After Meng's arrest, Chinese police arrested two other Canadian citizens. On December 10, former diplomat Michael Kovrig and businessman Michael Spavor were arrested by the National Security Agency in Dandong, Liaoning. Kovrig and Spavor were charged with jeopardising China's national security. China has denied that the arrest of Kovrig and Spavor was connected with Meng's. However, some media consider the move to be a retaliatory action by China.

== Third trial ==
On January 10, 2019, the Dalian Intermediate People's Court announced that it will open a trial at 8 am on January 14 to hear the case of Schellenberg smuggling drugs. More than 50 people attended the trial on the 14th, including four Canadian embassy staff, the public, and Chinese and foreign journalists. Schellenberg reportedly asked the court to stop Canadian media from hearing the trial, according to Chinese media sources. In court, prosecutors added accusations that Schellenberg had participated in and played a major role in international drug trafficking organizations. Xu Qing, who never appeared in the first and second trials, testified in court for more than an hour. The court adjourned for an hour at noon and resumed its hearing at 1:30 pm. The total length of the trial was about 13 hours. On the same day, the court found Schellenberg guilty and sentenced him to death and confiscation of all personal property for drug trafficking, agreeing with the judgement of the second trial. Zhang said Schellenberg would appeal the sentence. The appeal was denied on August 10, 2021.

== Reactions ==
The Schellenberg case has caused controversy in law and diplomacy. Schellenberg's defense lawyer Zhang Dongshuo and others believed that the prosecutor's supplementary prosecution was still within the scope of the old criminal facts, so the public prosecutor did not supplement new criminal facts, and the court violated the "no additional sentence for appeal" rule. However, some Chinese state media and jurists believed that the judgment of the court did not violate the rule as new criminal facts were provided. Pei Zhaobin, Dean of the School of Law at Dalian Ocean University, wrote that he had attended the trial and sentencing of the case. During the retrial, the public prosecutor added prosecution of Schellenberg for participating in international drug trafficking activities and playing a major role in criminal organizations. During the trial, the prosecution also produced corresponding evidence. In addition, the prosecutor mentioned in the second trial that the evidence being pursued at the time showed that Schellenberg may have participated in international criminal organizations and played a major role. The Liaoning Provincial High Court also adopted the prosecutor's opinion.
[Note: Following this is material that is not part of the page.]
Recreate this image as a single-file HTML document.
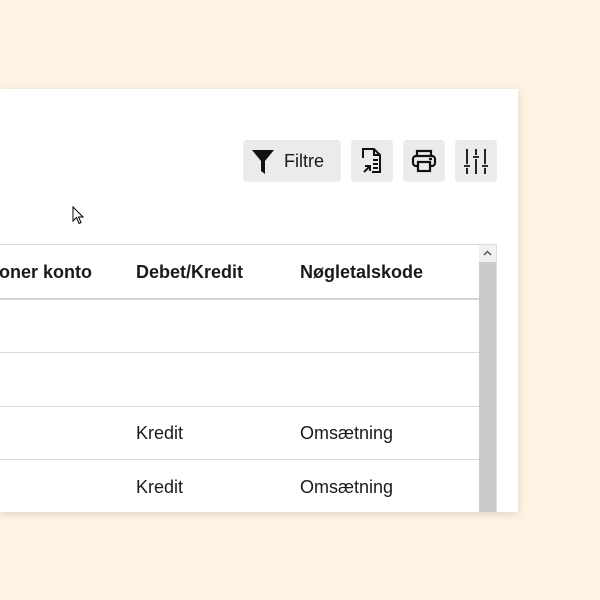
<!DOCTYPE html>
<html><head><style>
body{margin:0;width:600px;height:600px;background:#fdf3e3;position:relative;overflow:hidden;font-family:"Liberation Sans",sans-serif;color:#1a1a1a}
.card{position:absolute;left:0;top:89px;width:518px;height:423px;background:#fff;box-shadow:0 2px 8px rgba(0,0,0,.12);overflow:hidden}
.btn{position:absolute;top:51px;height:42px;background:#ebebeb;border-radius:4px}
.t{position:absolute;font-size:18px}
.b{font-weight:bold}
.line{position:absolute;left:0;width:479px;height:1px;background:#dcdcdc}
</style></head><body>
<div class="card">
 <div class="btn" style="left:243px;width:98px">
  <svg style="position:absolute;left:9px;top:10px" width="22" height="24" viewBox="0 0 22 24"><path d="M0 0H22L13 11V24L9 21V11Z" fill="#111"/></svg>
  <span style="position:absolute;left:41px;top:11px;font-size:18px">Filtre</span>
 </div>
 <div class="btn" style="left:351px;width:42px">
  <svg style="position:absolute;left:10px;top:8px" width="22" height="26" viewBox="0 0 22 26" fill="none" stroke="#111" stroke-width="2"><path d="M2 10V1H13L19 7V24H11"/><path d="M13 1V7H19"/><path d="M3 24L9 18M4 18H9V23"/><path d="M12 12H17M12 16H17M12 20H17"/></svg>
 </div>
 <div class="btn" style="left:403px;width:42px">
  <svg style="position:absolute;left:8px;top:9px" width="26" height="24" viewBox="0 0 26 24" fill="none" stroke="#111" stroke-width="2.2"><path d="M6 7V2H20V7"/><rect x="2" y="7" width="22" height="10" rx="3"/><rect x="7" y="13" width="12" height="9" fill="#ebebeb"/><path d="M18 10H21"/></svg>
 </div>
 <div class="btn" style="left:455px;width:42px">
  <svg style="position:absolute;left:9px;top:8px" width="24" height="26" viewBox="0 0 24 26" fill="none" stroke="#111" stroke-width="1.8"><path d="M3 1V16M3 20V26M0 18H6M12 1V7M12 11V26M9 9H15M21 1V16M21 20V26M18 18H24"/></svg>
 </div>
 <svg style="position:absolute;left:72px;top:117px" width="12" height="19" viewBox="0 0 12 19"><path d="M1 1V15L4.5 11.5L7 17.5L9 16.5L6.5 11H11Z" fill="#fff" stroke="#000" stroke-width="1"/></svg>
 <div style="position:absolute;left:0;top:155px;width:497px;height:1px;background:#dcdcdc"></div>
 <div style="position:absolute;left:496px;top:155px;width:1px;height:270px;background:#dcdcdc"></div>
 <div style="position:absolute;left:479px;top:156px;width:17px;height:17px;background:#f1f1f1"><svg width="17" height="17"><path d="M5 10L8.5 6.5L12 10" fill="none" stroke="#555" stroke-width="1.5"/></svg></div>
 <div style="position:absolute;left:479px;top:173px;width:17px;height:260px;background:#cbcbcb"></div>
 <div class="t b" style="left:-1px;top:173px">oner konto</div>
 <div class="t b" style="left:136px;top:173px">Debet/Kredit</div>
 <div class="t b" style="left:300px;top:173px">Nøgletalskode</div>
 <div class="line" style="top:209px;height:2px;background:#d4d4d4"></div>
 <div class="line" style="top:263px"></div>
 <div class="line" style="top:317px"></div>
 <div class="line" style="top:370px"></div>
 <div class="t" style="left:136px;top:334px">Kredit</div>
 <div class="t" style="left:300px;top:334px">Omsætning</div>
 <div class="t" style="left:136px;top:388px">Kredit</div>
 <div class="t" style="left:300px;top:388px">Omsætning</div>
</div>
</body></html>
In addition, some people questioned the case's evidence and legal procedures. Someone "familiar with the case" disclosed to the BBC that the evidence in this case was dubious. It was said that the initial trial court asked for assistance from higher courts, and eventually the Supreme People's Court instructed it to give a 15-year sentence, which according to the insider violated legal requirements; the insider said that the second trial usually did not require a face-to-face trial but was generally conducted in writing. However, in view of the Meng Wanzhou events, the court suddenly decided to switch to a face-to-face trial. The Ministry of Justice, Beijing Municipal Justice Bureau, and Xicheng District Justice Bureau also placed pressure on lawyers. Zhang and others believed that after the second instance court sent back the retrial, the case of the first instance court's retrial filing, trial, and judgment was very rapid and rare. However, Zhang believes that the retrial procedure is in compliance with the law.

Some have linked the Schellenberg case to the Meng Wanzhou incident. U.S.-based China watcher Bill Bishop described the Sino-Canadian relationship as having escalated to "criminal diplomacy" from "hostage diplomacy" after the case. Donald Clarke, a professor of Chinese law at George Washington Law School, points out that the case is unusual and it is difficult to believe that the case has nothing to do with Meng. Clarke said that Schellenberg had been arrested in December 2014, but the first trial was in March 2016 and the sentencing in November 2018, which took a relatively long time, but the time taken for retrial was very fast (16 days). Also, retrial of criminal cases is very rare. According to statistics from Clarke, only 2% of Chinese criminal cases were retried in 2017; in addition, Chinese courts rarely voluntarily invite foreign media to attend trials. Stephen McDonell, a BBC correspondent in Beijing, pointed out that China's death sentence needs review by the Supreme People's Court, and the Chinese government may use Schellenberg as a bargaining chip and ask Canada to release Meng.

Canadian Prime Minister Justin Trudeau has publicly expressed serious concerns that China's death sentence is arbitrary. On the same day that the Schellenberg case was re-examined, Trudeau announced a slight cabinet shuffle, with David Lametti as Attorney General and former Attorney General Jody Wilson-Raybould as Minister of Veterans Affairs. Radio Canada International said Lametti will be involved in deciding whether to extradite Meng to the United States. Canadian Foreign Minister Chrystia Freeland claims to have asked the Chinese government to spare Schellenberg's life. The Canadian government issued a travel warning saying that going to China may face the risk of arbitrary enforcement of laws in the country, requiring citizens traveling to China to be highly vigilant. In response, China's Foreign Ministry spokeswoman Hua Chunying condemned the Canadian government's move and said they should instead remind their citizens to follow the law while in China. The foreign ministry also issued a travel warning similar to the one Canada had issued, alleging that Canada had recently "arbitrarily" detained a Chinese national—an apparent reference to Meng Wanzhou's detention several weeks prior.